Records with interface code.
------------------------------------------------------------
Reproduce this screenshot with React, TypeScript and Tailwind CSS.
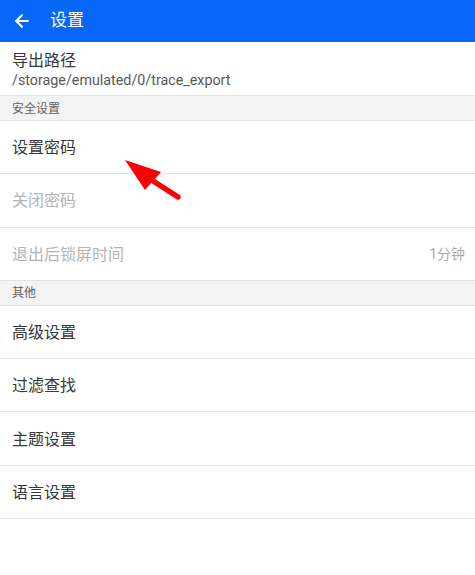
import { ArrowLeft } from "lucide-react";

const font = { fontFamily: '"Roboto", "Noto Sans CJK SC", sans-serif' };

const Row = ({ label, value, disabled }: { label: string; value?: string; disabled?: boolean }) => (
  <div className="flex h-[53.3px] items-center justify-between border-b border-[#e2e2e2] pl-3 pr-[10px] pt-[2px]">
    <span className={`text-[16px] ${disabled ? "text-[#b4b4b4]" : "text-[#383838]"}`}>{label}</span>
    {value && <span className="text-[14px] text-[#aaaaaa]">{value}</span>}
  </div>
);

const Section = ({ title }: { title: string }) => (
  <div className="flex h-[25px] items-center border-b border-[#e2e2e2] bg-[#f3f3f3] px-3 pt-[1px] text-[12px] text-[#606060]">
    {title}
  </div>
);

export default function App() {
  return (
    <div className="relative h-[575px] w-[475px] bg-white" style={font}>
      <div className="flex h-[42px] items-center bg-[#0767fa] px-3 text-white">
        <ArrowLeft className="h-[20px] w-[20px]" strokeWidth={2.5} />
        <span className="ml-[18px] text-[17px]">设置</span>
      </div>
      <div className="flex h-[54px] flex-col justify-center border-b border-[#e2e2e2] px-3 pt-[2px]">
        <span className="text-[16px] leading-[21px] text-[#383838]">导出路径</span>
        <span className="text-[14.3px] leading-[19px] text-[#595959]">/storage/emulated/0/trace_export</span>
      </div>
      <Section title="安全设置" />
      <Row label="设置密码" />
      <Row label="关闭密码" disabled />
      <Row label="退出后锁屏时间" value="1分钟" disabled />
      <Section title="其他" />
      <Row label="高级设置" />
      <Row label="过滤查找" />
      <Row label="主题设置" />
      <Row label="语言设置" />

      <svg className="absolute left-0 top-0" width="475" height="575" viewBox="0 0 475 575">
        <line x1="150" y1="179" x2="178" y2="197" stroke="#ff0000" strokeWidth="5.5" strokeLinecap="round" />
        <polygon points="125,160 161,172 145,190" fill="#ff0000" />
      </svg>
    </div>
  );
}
------------------------------------------------------------
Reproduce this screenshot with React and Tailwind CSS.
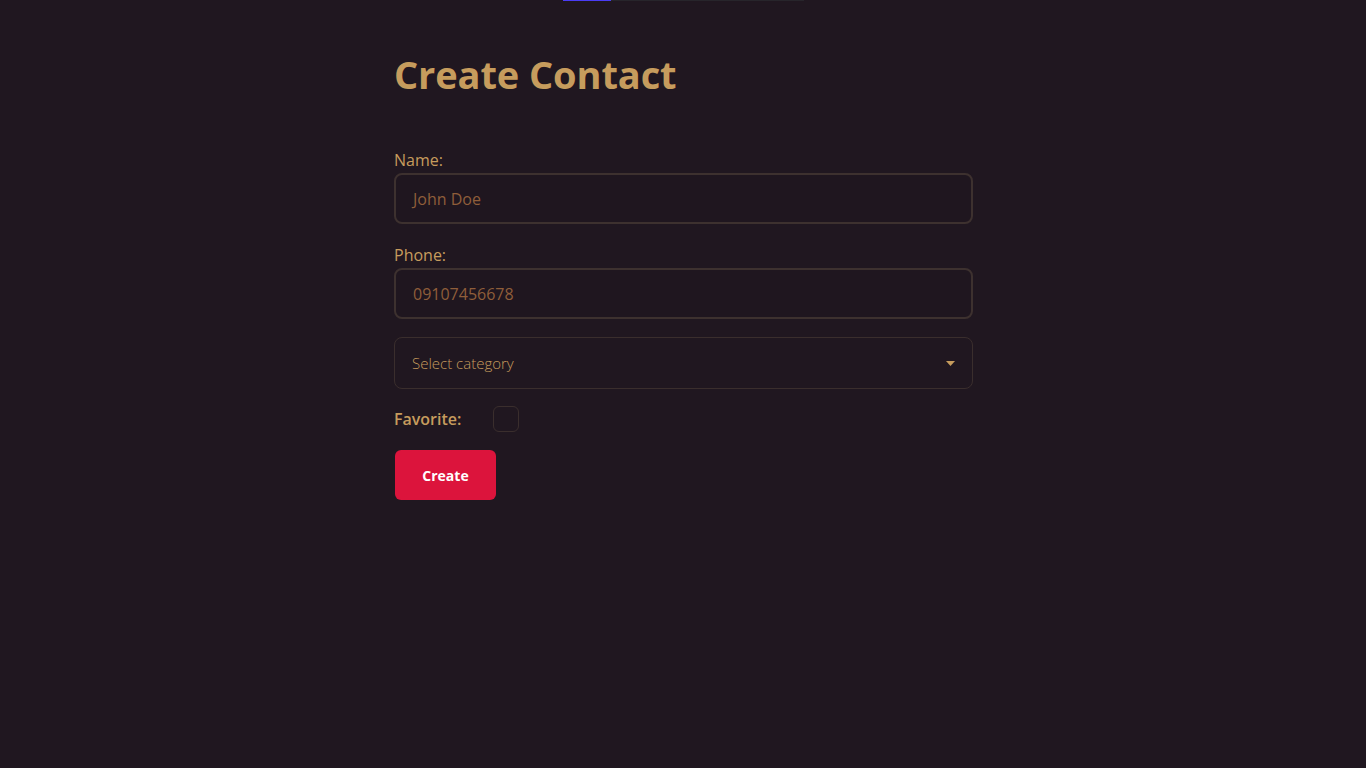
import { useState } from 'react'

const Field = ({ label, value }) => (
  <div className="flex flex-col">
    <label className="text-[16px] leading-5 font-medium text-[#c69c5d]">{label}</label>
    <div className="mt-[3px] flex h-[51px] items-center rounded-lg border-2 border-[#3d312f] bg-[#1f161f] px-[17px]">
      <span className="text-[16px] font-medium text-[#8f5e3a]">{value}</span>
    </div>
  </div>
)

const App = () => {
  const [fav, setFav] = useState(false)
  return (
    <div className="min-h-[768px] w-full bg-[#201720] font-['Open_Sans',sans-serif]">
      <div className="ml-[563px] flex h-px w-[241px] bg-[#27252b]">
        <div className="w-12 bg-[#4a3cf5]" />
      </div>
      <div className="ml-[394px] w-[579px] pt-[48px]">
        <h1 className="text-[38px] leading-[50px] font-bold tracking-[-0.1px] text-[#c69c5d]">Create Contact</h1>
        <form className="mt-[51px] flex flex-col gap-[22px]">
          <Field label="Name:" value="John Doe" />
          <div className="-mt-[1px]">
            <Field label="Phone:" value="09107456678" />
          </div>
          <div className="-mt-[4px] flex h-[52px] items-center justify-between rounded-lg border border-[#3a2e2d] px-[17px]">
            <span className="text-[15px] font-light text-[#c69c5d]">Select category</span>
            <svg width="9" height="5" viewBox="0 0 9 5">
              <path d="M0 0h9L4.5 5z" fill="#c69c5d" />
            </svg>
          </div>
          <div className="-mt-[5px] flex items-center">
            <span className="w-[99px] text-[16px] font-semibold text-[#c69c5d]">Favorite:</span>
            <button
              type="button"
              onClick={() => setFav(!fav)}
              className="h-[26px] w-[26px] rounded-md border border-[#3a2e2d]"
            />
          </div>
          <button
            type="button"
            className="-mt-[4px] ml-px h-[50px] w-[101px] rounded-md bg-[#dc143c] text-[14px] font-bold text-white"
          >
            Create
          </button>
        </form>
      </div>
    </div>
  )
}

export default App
------------------------------------------------------------
Out of the material above, gather each line where "this" appears.

Reproduce this screenshot with React, TypeScript and Tailwind CSS.
Reproduce this screenshot with React and Tailwind CSS.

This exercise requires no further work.